Former department store chain

Raleigh Haberdasher, more commonly called Raleigh's, was a high end, local men's and women's apparel store based in Washington, D.C.

==History==
The first store opened on February 16, 1911, at 1109 Pennsylvania Ave., NW, in the Raleigh Hotel. Mr. Clarence Grosner was the first store operator.

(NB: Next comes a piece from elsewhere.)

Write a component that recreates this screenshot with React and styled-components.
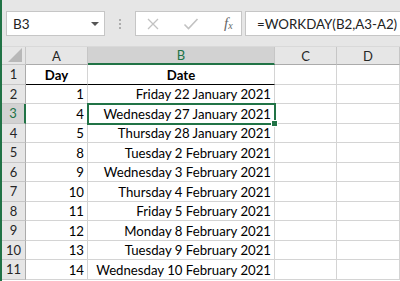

Men who give thought to care and taste in their dress will be interested to hear of the opening today of The Raleigh Haberdasher at 1109 Pennsylvania avenue. Mr. Clarence W. Grosner, who for many years has been well known in Washington as a popular caterer to the sartorial wants of man, will be in charge of this new emporium, which is an assurance that everything will be strictly up-to-date and first class. The place has been thoroughly remodeled and the fixtures are of the latest and most attractive design. The aim of the Raleigh Haberdasher will be to sell the very newest and best in exclusive furnishings and hats for men at the lowest prices.

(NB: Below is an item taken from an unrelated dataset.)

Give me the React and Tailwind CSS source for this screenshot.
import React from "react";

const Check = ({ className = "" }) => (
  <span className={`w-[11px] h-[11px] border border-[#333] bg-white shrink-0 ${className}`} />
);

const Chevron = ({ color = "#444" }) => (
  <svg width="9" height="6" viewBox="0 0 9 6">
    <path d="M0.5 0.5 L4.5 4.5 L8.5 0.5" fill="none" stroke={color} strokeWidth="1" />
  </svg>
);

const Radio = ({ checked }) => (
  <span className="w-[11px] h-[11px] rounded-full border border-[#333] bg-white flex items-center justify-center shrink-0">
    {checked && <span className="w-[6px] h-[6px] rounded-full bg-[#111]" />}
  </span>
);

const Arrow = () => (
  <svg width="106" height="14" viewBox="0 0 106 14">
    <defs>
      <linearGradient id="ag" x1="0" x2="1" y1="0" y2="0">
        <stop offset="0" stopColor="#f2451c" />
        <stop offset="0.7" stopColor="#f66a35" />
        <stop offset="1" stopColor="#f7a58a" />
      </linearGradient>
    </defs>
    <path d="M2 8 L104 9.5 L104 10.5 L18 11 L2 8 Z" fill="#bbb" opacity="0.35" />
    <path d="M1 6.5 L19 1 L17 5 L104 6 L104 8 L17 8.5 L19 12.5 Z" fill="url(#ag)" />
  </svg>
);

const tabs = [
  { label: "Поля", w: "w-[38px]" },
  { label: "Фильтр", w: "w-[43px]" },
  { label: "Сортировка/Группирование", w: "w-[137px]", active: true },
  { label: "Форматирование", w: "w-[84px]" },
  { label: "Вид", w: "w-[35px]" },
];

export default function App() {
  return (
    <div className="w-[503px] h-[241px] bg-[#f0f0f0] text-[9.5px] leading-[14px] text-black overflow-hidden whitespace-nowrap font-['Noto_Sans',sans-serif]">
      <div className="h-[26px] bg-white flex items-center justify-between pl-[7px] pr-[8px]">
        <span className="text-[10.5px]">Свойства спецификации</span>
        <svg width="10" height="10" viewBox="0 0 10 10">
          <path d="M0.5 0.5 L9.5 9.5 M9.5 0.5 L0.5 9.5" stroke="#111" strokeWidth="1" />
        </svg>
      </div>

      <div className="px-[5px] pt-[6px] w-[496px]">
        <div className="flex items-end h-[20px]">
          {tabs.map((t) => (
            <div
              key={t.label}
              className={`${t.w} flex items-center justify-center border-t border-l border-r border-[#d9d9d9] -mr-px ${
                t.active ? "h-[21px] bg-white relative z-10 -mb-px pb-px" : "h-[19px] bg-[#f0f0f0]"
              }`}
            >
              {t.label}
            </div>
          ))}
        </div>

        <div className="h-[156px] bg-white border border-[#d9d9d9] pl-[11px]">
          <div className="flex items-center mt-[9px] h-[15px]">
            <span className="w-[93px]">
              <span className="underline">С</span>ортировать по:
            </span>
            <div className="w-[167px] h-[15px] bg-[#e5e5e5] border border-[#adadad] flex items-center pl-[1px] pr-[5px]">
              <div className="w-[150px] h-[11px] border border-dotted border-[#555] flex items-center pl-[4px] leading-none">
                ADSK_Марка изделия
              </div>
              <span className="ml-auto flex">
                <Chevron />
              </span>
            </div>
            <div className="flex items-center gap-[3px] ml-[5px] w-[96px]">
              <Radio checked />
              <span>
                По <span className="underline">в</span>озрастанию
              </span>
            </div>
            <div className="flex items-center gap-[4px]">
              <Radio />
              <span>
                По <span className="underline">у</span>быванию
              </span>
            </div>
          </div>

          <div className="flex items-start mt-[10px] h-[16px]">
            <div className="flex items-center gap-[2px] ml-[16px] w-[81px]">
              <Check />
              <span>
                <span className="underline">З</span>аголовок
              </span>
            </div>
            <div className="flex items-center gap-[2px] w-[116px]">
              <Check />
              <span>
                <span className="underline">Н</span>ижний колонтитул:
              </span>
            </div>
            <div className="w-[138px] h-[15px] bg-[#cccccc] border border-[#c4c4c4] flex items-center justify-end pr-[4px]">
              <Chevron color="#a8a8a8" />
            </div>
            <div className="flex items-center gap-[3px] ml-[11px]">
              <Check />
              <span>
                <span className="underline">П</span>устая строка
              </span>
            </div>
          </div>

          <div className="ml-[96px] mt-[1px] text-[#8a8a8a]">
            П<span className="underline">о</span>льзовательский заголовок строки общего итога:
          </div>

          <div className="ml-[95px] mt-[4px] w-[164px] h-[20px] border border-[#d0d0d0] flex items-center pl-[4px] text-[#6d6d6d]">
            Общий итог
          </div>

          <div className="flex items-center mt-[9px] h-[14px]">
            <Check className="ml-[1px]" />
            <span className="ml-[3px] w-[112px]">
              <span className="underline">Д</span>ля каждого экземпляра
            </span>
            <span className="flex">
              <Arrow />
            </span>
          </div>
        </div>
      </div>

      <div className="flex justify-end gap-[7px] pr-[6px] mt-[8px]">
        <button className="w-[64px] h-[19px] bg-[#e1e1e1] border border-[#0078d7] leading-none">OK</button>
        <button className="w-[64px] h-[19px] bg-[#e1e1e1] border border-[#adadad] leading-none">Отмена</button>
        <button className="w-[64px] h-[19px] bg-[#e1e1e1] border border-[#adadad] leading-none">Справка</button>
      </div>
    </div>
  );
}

In 1952, Sidney Lansburgh and his family purchased the company from the estate of Clarence Grosner. He would remain President and Chief Executive Officer of the Raleigh Stores Corp. until his death in 1983. Raleigh's remained an independent, family owned corporation until 1984, when it was acquired by an investor group headed by New York retail entrepreneur Neal J. Fox. In 1987, Fox purchased the Garfinckel's department store chain for $95 million (~$ in ) in a leveraged buyout. The following year, Fox was ousted by investors and Raleigh's was acquired by Hartmarx. In September 1992, after Hartmarx sold Raleigh's along with other retail stores to the investors group HSSA Group Ltd., they announced the decision to close the chain six days after purchasing it. The chain closed in December 1992.

==Flagship store==
In 1923 the downtown store moved to 1310 F Street, NW. That store would remain the flagship store and headquarters until 1971, and remain open until January 1980. It was demolished and replaced by The Shops at National Place.

In 1971, the company moved its flagship store to 1133 Connecticut Ave., NW, in a location formerly occupied by Erlebacher's. In 1986, that store was sold for $7.5 million and the store moved to a "temporary location" across the street 1130 Connecticut Ave., NW. It would return to its former flagship for its liquidation sale in late 1992.